Front-end source files
☆ ☆ ☆ ☆ ☆ ☆ ☆

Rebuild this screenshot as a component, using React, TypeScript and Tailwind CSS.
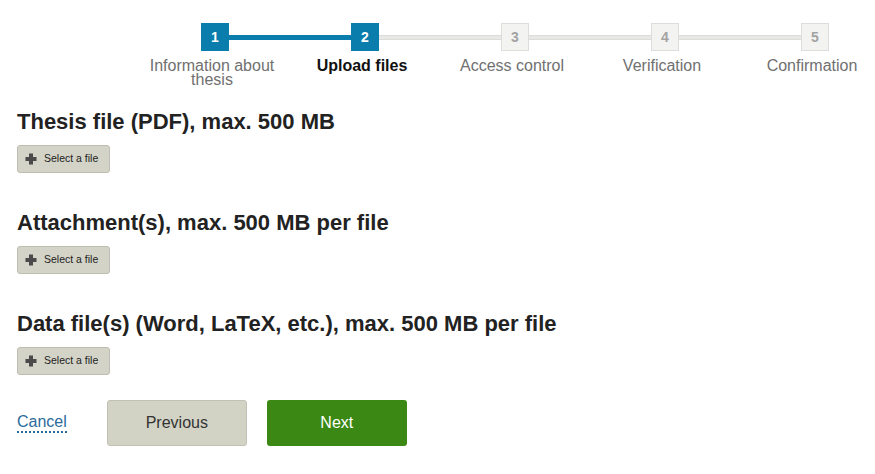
import React from "react";

const steps = [
  { n: 1, label: "Information about thesis", state: "done" },
  { n: 2, label: "Upload files", state: "current" },
  { n: 3, label: "Access control", state: "todo" },
  { n: 4, label: "Verification", state: "todo" },
  { n: 5, label: "Confirmation", state: "todo" },
];

function Seg({ kind }: { kind: "none" | "blue" | "gray" }) {
  if (kind === "none") return <div className="flex-1" />;
  if (kind === "blue") return <div className="flex-1 h-[5px] bg-[#0b7dad]" />;
  return <div className="flex-1 h-[5px] bg-[#e8e8e6] border-y border-[#dcdcda]" />;
}

function Stepper() {
  return (
    <div className="flex ml-[140px] pt-[23px]">
      {steps.map((s, i) => {
        const left: "none" | "blue" | "gray" = i === 0 ? "none" : i <= 1 ? "blue" : "gray";
        const right: "none" | "blue" | "gray" = i === steps.length - 1 ? "none" : i < 1 ? "blue" : "gray";
        const box =
          s.state === "todo"
            ? "bg-[#f3f3f1] border border-[#dddddb] text-[#a3a3a3]"
            : "bg-[#0b7dad] text-white";
        return (
          <div key={s.n} className="w-[150px] shrink-0 flex flex-col items-center">
            <div className="flex items-center w-full">
              <Seg kind={left} />
              <div className={`w-[28px] h-[28px] flex items-center justify-center text-[14px] font-bold ${box}`}>
                {s.n}
              </div>
              <Seg kind={right} />
            </div>
            <div
              className={`mt-[8px] mr-[6px] text-[16px] leading-[14px] text-center px-[8px] ${
                s.state === "current" ? "font-bold text-[#111]" : "text-[#707070]"
              }`}
            >
              {s.label}
            </div>
          </div>
        );
      })}
    </div>
  );
}

function PlusIcon() {
  return (
    <svg width="12" height="12" viewBox="0 0 12 12" className="shrink-0">
      <rect x="4" y="0.5" width="4" height="11" fill="#4a4a4a" />
      <rect x="0.5" y="4" width="11" height="4" fill="#4a4a4a" />
    </svg>
  );
}

function Section({ title }: { title: string }) {
  return (
    <div className="flex flex-col items-start">
      <h2 className="text-[22px] leading-[24px] font-bold text-[#222]">{title}</h2>
      <button className="mt-[11px] h-[28px] w-[93px] flex items-center gap-[7px] pl-[7px] bg-[#d3d3c7] border border-[#bdbdb1] rounded-[3px] text-[10.5px] text-[#222]">
        <PlusIcon />
        <span>Select a file</span>
      </button>
    </div>
  );
}

export default function App() {
  return (
    <div
      className="w-[875px] h-[474px] overflow-hidden bg-white"
      style={{ fontFamily: '"Liberation Sans", Arial, sans-serif' }}
    >
      <Stepper />
      <div className="pl-[17px] mt-[23px] flex flex-col gap-[38px]">
        <Section title="Thesis file (PDF), max. 500 MB" />
        <Section title="Attachment(s), max. 500 MB per file" />
        <Section title="Data file(s) (Word, LaTeX, etc.), max. 500 MB per file" />
      </div>
      <div className="pl-[17px] mt-[25px] flex items-center">
        <a className="text-[16px] leading-[18px] text-[#2b6b9b] border-b-2 border-dotted border-[#2b6b9b] cursor-pointer">
          Cancel
        </a>
        <button className="ml-[40px] w-[140px] h-[46px] bg-[#d2d2c5] border border-[#c0c0b4] rounded-[3px] text-[16px] text-[#333]">
          Previous
        </button>
        <button className="ml-[20px] w-[140px] h-[46px] bg-[#3b8814] rounded-[3px] text-[16px] text-white">
          Next
        </button>
      </div>
    </div>
  );
}
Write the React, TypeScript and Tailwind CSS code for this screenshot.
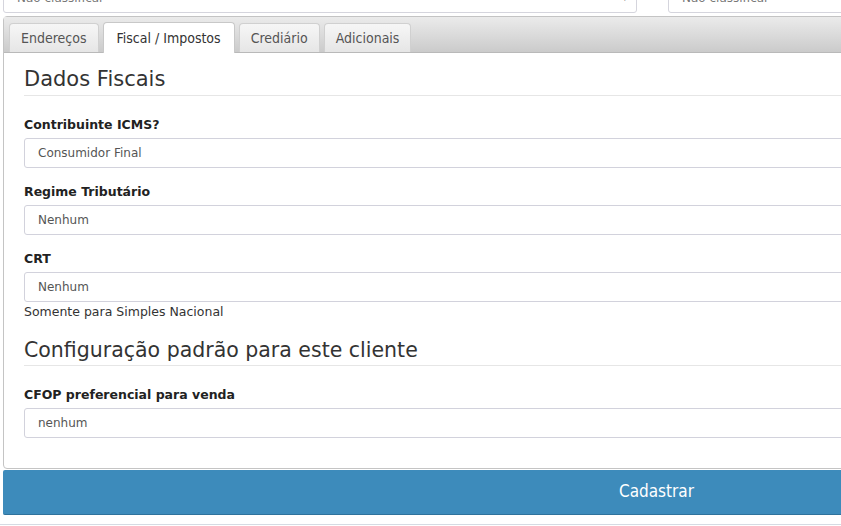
const fieldFont = { fontFamily: '"DejaVu Sans", Verdana, sans-serif' };
const condensed = { fontFamily: '"DejaVu Sans Condensed", "Liberation Sans Narrow", sans-serif' };

function Field({ label, value, help }: { label: string; value: string; help?: string }) {
  return (
    <div className="mb-[15px]">
      <label className="block text-[12.5px] font-bold text-[#222] leading-[18px] mb-[4px]">{label}</label>
      <div className="h-[30px] border border-[#d2d2dc] rounded-[3px] bg-white flex items-center pl-[13px] text-[12px] text-[#555]">
        {value}
      </div>
      {help && <p className="text-[12.5px] text-[#333] leading-[16px] mt-[2px]">{help}</p>}
    </div>
  );
}

function Tab({ label, active }: { label: string; active?: boolean }) {
  return active ? (
    <div className="h-[31px] px-[13px] -mb-px flex items-center bg-white border border-[#c8c8c8] border-b-0 rounded-t-[4px] text-[14px] text-[#333]">
      {label}
    </div>
  ) : (
    <div className="h-[29px] px-[11px] flex items-center bg-gradient-to-b from-[#f6f6f6] to-[#e6e6e6] border border-[#d0d0d0] border-b-0 rounded-t-[4px] text-[14px] text-[#555]">
      {label}
    </div>
  );
}

export default function App() {
  return (
    <div className="w-[1310px] bg-white overflow-hidden" style={fieldFont}>
      {/* selects cut off above */}
      <div className="flex gap-[31px] pl-[3px] mt-[-18px]">
        <div className="w-[634px] h-[31px] border border-[#d5d5dd] rounded-[3px] flex items-center justify-between pl-[13px] pr-[8px] text-[12px] text-[#777]">
          <span>Não classificar</span>
          <span className="text-[8px] text-[#555]">▼</span>
        </div>
        <div className="w-[600px] h-[31px] border border-[#d5d5dd] rounded-[3px] flex items-center pl-[13px] text-[12px] text-[#777]">
          Não classificar
        </div>
      </div>

      <div className="ml-[3px] mt-[3px] border border-[#c4c4c4] rounded-[4px]">
        <div
          className="h-[36px] bg-gradient-to-b from-[#ebebeb] to-[#cbcbcb] border-b border-[#b9b9b9] flex items-end gap-[4px] pl-[5px]"
          style={condensed}
        >
          <Tab label="Endereços" />
          <Tab label="Fiscal / Impostos" active />
          <Tab label="Crediário" />
          <Tab label="Adicionais" />
        </div>

        <div className="px-[20px] pt-[13px] pb-[15px]">
          <h3 className="text-[21px] text-[#333] leading-[26px] pb-[3px] border-b border-[#e6e6e6] mb-[20px]">Dados Fiscais</h3>
          <Field label="Contribuinte ICMS?" value="Consumidor Final" />
          <Field label="Regime Tributário" value="Nenhum" />
          <Field label="CRT" value="Nenhum" help="Somente para Simples Nacional" />
          <h3 className="text-[20.5px] text-[#333] leading-[26px] pb-[2px] border-b border-[#e6e6e6] mb-[20px] mt-[17px]">
            Configuração padrão para este cliente
          </h3>
          <Field label="CFOP preferencial para venda" value="nenhum" />
        </div>
      </div>

      <div
        className="ml-[3px] mt-[1px] h-[45px] bg-[#3d8bbb] border-b border-[#2f729c] rounded-[2px] flex items-center justify-center text-white text-[17px]"
        style={condensed}
      >
        Cadastrar
      </div>
      <div className="h-[10px] border-b border-[#d5dbe3]" />
    </div>
  );
}
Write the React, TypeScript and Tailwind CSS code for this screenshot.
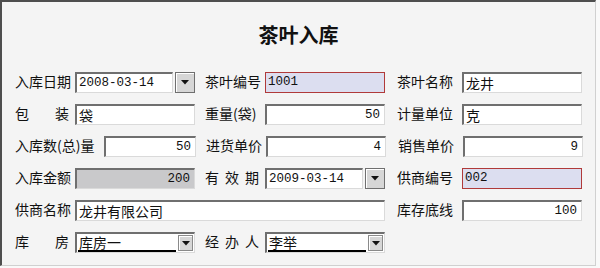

☆ ☆ ☆ ☆ ☆ ☆ ☆

* Exercise *
All the records above need to be given again word for word. Skip the pictures.

* Answer in full *
Rebuild this screenshot as a component, using React, TypeScript and Tailwind CSS.
import React from "react";

const steps = [
  { n: 1, label: "Information about thesis", state: "done" },
  { n: 2, label: "Upload files", state: "current" },
  { n: 3, label: "Access control", state: "todo" },
  { n: 4, label: "Verification", state: "todo" },
  { n: 5, label: "Confirmation", state: "todo" },
];

function Seg({ kind }: { kind: "none" | "blue" | "gray" }) {
  if (kind === "none") return <div className="flex-1" />;
  if (kind === "blue") return <div className="flex-1 h-[5px] bg-[#0b7dad]" />;
  return <div className="flex-1 h-[5px] bg-[#e8e8e6] border-y border-[#dcdcda]" />;
}

function Stepper() {
  return (
    <div className="flex ml-[140px] pt-[23px]">
      {steps.map((s, i) => {
        const left: "none" | "blue" | "gray" = i === 0 ? "none" : i <= 1 ? "blue" : "gray";
        const right: "none" | "blue" | "gray" = i === steps.length - 1 ? "none" : i < 1 ? "blue" : "gray";
        const box =
          s.state === "todo"
            ? "bg-[#f3f3f1] border border-[#dddddb] text-[#a3a3a3]"
            : "bg-[#0b7dad] text-white";
        return (
          <div key={s.n} className="w-[150px] shrink-0 flex flex-col items-center">
            <div className="flex items-center w-full">
              <Seg kind={left} />
              <div className={`w-[28px] h-[28px] flex items-center justify-center text-[14px] font-bold ${box}`}>
                {s.n}
              </div>
              <Seg kind={right} />
            </div>
            <div
              className={`mt-[8px] mr-[6px] text-[16px] leading-[14px] text-center px-[8px] ${
                s.state === "current" ? "font-bold text-[#111]" : "text-[#707070]"
              }`}
            >
              {s.label}
            </div>
          </div>
        );
      })}
    </div>
  );
}

function PlusIcon() {
  return (
    <svg width="12" height="12" viewBox="0 0 12 12" className="shrink-0">
      <rect x="4" y="0.5" width="4" height="11" fill="#4a4a4a" />
      <rect x="0.5" y="4" width="11" height="4" fill="#4a4a4a" />
    </svg>
  );
}

function Section({ title }: { title: string }) {
  return (
    <div className="flex flex-col items-start">
      <h2 className="text-[22px] leading-[24px] font-bold text-[#222]">{title}</h2>
      <button className="mt-[11px] h-[28px] w-[93px] flex items-center gap-[7px] pl-[7px] bg-[#d3d3c7] border border-[#bdbdb1] rounded-[3px] text-[10.5px] text-[#222]">
        <PlusIcon />
        <span>Select a file</span>
      </button>
    </div>
  );
}

export default function App() {
  return (
    <div
      className="w-[875px] h-[474px] overflow-hidden bg-white"
      style={{ fontFamily: '"Liberation Sans", Arial, sans-serif' }}
    >
      <Stepper />
      <div className="pl-[17px] mt-[23px] flex flex-col gap-[38px]">
        <Section title="Thesis file (PDF), max. 500 MB" />
        <Section title="Attachment(s), max. 500 MB per file" />
        <Section title="Data file(s) (Word, LaTeX, etc.), max. 500 MB per file" />
      </div>
      <div className="pl-[17px] mt-[25px] flex items-center">
        <a className="text-[16px] leading-[18px] text-[#2b6b9b] border-b-2 border-dotted border-[#2b6b9b] cursor-pointer">
          Cancel
        </a>
        <button className="ml-[40px] w-[140px] h-[46px] bg-[#d2d2c5] border border-[#c0c0b4] rounded-[3px] text-[16px] text-[#333]">
          Previous
        </button>
        <button className="ml-[20px] w-[140px] h-[46px] bg-[#3b8814] rounded-[3px] text-[16px] text-white">
          Next
        </button>
      </div>
    </div>
  );
}
Write the React, TypeScript and Tailwind CSS code for this screenshot.
const fieldFont = { fontFamily: '"DejaVu Sans", Verdana, sans-serif' };
const condensed = { fontFamily: '"DejaVu Sans Condensed", "Liberation Sans Narrow", sans-serif' };

function Field({ label, value, help }: { label: string; value: string; help?: string }) {
  return (
    <div className="mb-[15px]">
      <label className="block text-[12.5px] font-bold text-[#222] leading-[18px] mb-[4px]">{label}</label>
      <div className="h-[30px] border border-[#d2d2dc] rounded-[3px] bg-white flex items-center pl-[13px] text-[12px] text-[#555]">
        {value}
      </div>
      {help && <p className="text-[12.5px] text-[#333] leading-[16px] mt-[2px]">{help}</p>}
    </div>
  );
}

function Tab({ label, active }: { label: string; active?: boolean }) {
  return active ? (
    <div className="h-[31px] px-[13px] -mb-px flex items-center bg-white border border-[#c8c8c8] border-b-0 rounded-t-[4px] text-[14px] text-[#333]">
      {label}
    </div>
  ) : (
    <div className="h-[29px] px-[11px] flex items-center bg-gradient-to-b from-[#f6f6f6] to-[#e6e6e6] border border-[#d0d0d0] border-b-0 rounded-t-[4px] text-[14px] text-[#555]">
      {label}
    </div>
  );
}

export default function App() {
  return (
    <div className="w-[1310px] bg-white overflow-hidden" style={fieldFont}>
      {/* selects cut off above */}
      <div className="flex gap-[31px] pl-[3px] mt-[-18px]">
        <div className="w-[634px] h-[31px] border border-[#d5d5dd] rounded-[3px] flex items-center justify-between pl-[13px] pr-[8px] text-[12px] text-[#777]">
          <span>Não classificar</span>
          <span className="text-[8px] text-[#555]">▼</span>
        </div>
        <div className="w-[600px] h-[31px] border border-[#d5d5dd] rounded-[3px] flex items-center pl-[13px] text-[12px] text-[#777]">
          Não classificar
        </div>
      </div>

      <div className="ml-[3px] mt-[3px] border border-[#c4c4c4] rounded-[4px]">
        <div
          className="h-[36px] bg-gradient-to-b from-[#ebebeb] to-[#cbcbcb] border-b border-[#b9b9b9] flex items-end gap-[4px] pl-[5px]"
          style={condensed}
        >
          <Tab label="Endereços" />
          <Tab label="Fiscal / Impostos" active />
          <Tab label="Crediário" />
          <Tab label="Adicionais" />
        </div>

        <div className="px-[20px] pt-[13px] pb-[15px]">
          <h3 className="text-[21px] text-[#333] leading-[26px] pb-[3px] border-b border-[#e6e6e6] mb-[20px]">Dados Fiscais</h3>
          <Field label="Contribuinte ICMS?" value="Consumidor Final" />
          <Field label="Regime Tributário" value="Nenhum" />
          <Field label="CRT" value="Nenhum" help="Somente para Simples Nacional" />
          <h3 className="text-[20.5px] text-[#333] leading-[26px] pb-[2px] border-b border-[#e6e6e6] mb-[20px] mt-[17px]">
            Configuração padrão para este cliente
          </h3>
          <Field label="CFOP preferencial para venda" value="nenhum" />
        </div>
      </div>

      <div
        className="ml-[3px] mt-[1px] h-[45px] bg-[#3d8bbb] border-b border-[#2f729c] rounded-[2px] flex items-center justify-center text-white text-[17px]"
        style={condensed}
      >
        Cadastrar
      </div>
      <div className="h-[10px] border-b border-[#d5dbe3]" />
    </div>
  );
}
Write the React, TypeScript and Tailwind CSS code for this screenshot.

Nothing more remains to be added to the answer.